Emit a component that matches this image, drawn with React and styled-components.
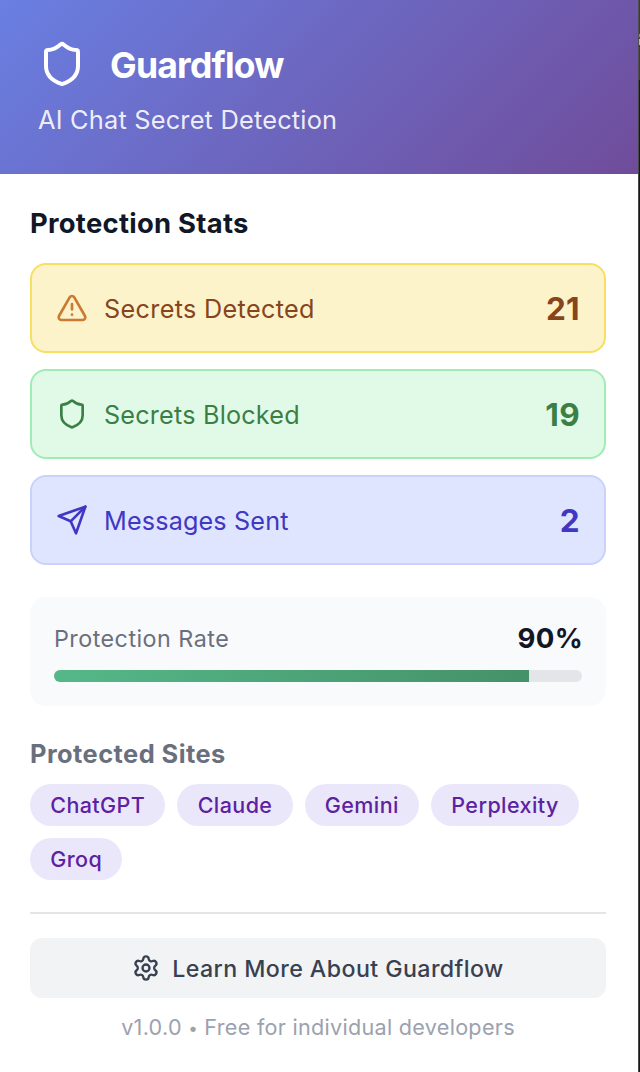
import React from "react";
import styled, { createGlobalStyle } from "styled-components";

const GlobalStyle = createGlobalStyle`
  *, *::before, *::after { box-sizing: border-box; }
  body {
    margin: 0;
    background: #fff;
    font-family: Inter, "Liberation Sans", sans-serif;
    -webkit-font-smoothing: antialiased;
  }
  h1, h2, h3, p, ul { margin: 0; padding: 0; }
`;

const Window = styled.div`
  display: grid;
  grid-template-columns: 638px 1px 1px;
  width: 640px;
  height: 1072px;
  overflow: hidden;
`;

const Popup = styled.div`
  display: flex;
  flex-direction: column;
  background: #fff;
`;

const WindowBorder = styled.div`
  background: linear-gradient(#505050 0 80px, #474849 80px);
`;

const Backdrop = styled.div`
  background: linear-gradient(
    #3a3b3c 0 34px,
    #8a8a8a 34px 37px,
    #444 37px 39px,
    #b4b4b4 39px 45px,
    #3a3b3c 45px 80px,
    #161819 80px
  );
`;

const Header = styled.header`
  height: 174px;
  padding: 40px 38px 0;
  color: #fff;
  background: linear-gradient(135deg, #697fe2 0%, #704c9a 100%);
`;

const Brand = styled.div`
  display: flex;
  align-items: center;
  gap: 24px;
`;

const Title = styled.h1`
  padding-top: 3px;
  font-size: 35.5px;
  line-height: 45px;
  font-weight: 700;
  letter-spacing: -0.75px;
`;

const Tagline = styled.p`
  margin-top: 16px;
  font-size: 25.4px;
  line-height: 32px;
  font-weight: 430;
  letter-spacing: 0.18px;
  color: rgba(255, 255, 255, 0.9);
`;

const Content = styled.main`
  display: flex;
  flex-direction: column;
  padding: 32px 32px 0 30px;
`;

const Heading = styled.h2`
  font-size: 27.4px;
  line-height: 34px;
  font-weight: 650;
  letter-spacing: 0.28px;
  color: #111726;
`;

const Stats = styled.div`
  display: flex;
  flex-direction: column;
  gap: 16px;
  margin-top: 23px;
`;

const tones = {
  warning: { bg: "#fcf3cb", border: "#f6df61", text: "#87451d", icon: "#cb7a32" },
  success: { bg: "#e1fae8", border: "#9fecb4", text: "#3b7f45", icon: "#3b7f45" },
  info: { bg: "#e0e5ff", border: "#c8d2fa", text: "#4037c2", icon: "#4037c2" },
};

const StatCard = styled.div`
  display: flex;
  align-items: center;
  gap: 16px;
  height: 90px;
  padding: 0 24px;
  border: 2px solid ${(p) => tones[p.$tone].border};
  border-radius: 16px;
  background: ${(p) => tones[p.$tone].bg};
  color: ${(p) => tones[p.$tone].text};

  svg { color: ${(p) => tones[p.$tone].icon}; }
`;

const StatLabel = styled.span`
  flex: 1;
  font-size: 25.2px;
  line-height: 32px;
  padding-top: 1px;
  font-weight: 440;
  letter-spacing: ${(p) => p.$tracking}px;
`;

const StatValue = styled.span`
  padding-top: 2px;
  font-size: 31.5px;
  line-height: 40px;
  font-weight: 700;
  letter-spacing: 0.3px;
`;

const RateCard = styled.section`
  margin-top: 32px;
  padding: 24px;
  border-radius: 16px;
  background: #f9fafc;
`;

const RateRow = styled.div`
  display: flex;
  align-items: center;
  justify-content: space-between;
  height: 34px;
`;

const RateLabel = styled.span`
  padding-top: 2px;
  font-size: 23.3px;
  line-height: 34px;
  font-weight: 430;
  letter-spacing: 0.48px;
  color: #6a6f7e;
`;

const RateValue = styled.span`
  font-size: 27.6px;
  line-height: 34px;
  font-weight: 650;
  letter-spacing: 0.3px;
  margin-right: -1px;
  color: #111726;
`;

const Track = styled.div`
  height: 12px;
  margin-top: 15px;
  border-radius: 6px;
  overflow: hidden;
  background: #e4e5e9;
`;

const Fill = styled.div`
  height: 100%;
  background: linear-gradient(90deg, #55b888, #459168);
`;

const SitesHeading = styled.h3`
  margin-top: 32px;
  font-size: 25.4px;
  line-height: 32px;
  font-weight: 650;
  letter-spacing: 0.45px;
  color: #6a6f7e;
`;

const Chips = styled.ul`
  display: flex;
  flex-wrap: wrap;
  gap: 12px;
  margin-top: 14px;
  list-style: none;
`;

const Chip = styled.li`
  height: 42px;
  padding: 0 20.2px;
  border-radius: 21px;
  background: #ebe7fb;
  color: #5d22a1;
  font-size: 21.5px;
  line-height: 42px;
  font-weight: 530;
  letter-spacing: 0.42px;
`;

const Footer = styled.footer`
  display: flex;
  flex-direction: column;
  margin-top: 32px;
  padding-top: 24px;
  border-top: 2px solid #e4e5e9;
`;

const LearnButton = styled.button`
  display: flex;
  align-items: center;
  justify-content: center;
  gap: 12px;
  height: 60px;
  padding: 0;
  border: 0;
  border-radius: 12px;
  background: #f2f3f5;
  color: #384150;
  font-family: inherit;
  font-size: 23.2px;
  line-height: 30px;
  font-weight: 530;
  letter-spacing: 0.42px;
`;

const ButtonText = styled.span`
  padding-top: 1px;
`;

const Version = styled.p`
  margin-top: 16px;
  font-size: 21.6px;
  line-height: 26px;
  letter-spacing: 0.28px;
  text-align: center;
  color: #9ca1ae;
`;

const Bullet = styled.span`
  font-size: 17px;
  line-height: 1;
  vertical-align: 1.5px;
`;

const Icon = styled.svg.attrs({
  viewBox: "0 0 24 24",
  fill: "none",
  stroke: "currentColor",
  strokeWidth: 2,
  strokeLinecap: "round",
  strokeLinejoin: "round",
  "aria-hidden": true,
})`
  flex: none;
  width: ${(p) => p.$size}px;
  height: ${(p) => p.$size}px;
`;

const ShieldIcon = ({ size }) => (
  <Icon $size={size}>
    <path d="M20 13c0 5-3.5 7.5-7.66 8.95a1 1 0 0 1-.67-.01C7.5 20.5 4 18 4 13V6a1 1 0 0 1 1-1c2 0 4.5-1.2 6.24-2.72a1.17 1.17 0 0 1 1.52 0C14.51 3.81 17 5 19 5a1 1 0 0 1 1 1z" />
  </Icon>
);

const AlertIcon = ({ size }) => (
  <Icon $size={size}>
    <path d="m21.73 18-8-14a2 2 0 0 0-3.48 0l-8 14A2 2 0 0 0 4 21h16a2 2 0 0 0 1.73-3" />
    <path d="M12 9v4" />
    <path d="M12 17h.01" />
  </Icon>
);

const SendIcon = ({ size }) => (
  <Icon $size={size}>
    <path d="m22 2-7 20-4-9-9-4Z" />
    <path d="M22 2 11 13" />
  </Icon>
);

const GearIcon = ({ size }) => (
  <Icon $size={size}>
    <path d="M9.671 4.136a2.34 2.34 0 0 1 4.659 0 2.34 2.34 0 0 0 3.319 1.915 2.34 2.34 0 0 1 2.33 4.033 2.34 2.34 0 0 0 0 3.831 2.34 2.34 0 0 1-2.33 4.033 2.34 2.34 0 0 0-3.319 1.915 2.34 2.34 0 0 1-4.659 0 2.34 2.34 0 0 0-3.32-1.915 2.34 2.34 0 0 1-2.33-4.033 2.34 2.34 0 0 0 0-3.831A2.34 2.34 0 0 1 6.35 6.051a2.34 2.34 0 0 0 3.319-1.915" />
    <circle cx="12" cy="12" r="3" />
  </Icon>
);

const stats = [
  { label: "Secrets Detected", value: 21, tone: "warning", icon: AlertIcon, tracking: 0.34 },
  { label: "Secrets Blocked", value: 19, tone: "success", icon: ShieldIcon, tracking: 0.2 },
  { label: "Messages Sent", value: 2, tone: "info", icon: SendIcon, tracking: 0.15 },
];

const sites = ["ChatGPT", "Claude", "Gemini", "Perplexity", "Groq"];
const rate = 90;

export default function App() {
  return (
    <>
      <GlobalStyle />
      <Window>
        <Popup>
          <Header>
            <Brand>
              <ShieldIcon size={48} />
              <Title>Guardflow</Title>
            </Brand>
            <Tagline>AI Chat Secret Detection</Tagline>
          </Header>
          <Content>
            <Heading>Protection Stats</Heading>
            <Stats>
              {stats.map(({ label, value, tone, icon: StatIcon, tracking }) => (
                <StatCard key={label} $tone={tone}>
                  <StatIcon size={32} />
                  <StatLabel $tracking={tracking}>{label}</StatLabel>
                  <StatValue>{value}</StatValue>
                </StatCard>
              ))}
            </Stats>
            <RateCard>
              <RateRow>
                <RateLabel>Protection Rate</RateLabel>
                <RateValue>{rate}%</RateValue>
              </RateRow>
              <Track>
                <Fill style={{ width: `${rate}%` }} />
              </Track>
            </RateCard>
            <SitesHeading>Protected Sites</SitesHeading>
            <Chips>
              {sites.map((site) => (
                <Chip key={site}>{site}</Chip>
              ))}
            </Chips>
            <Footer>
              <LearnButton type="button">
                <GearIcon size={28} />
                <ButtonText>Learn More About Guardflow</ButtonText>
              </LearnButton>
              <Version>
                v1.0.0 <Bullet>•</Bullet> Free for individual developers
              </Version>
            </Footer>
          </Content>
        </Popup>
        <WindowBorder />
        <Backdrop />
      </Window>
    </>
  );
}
================
Where does the word "components" appear? Return each line that holds it.

• Solution below
Emit a component that matches this image, drawn with React and styled-components.
import styled, { createGlobalStyle } from "styled-components";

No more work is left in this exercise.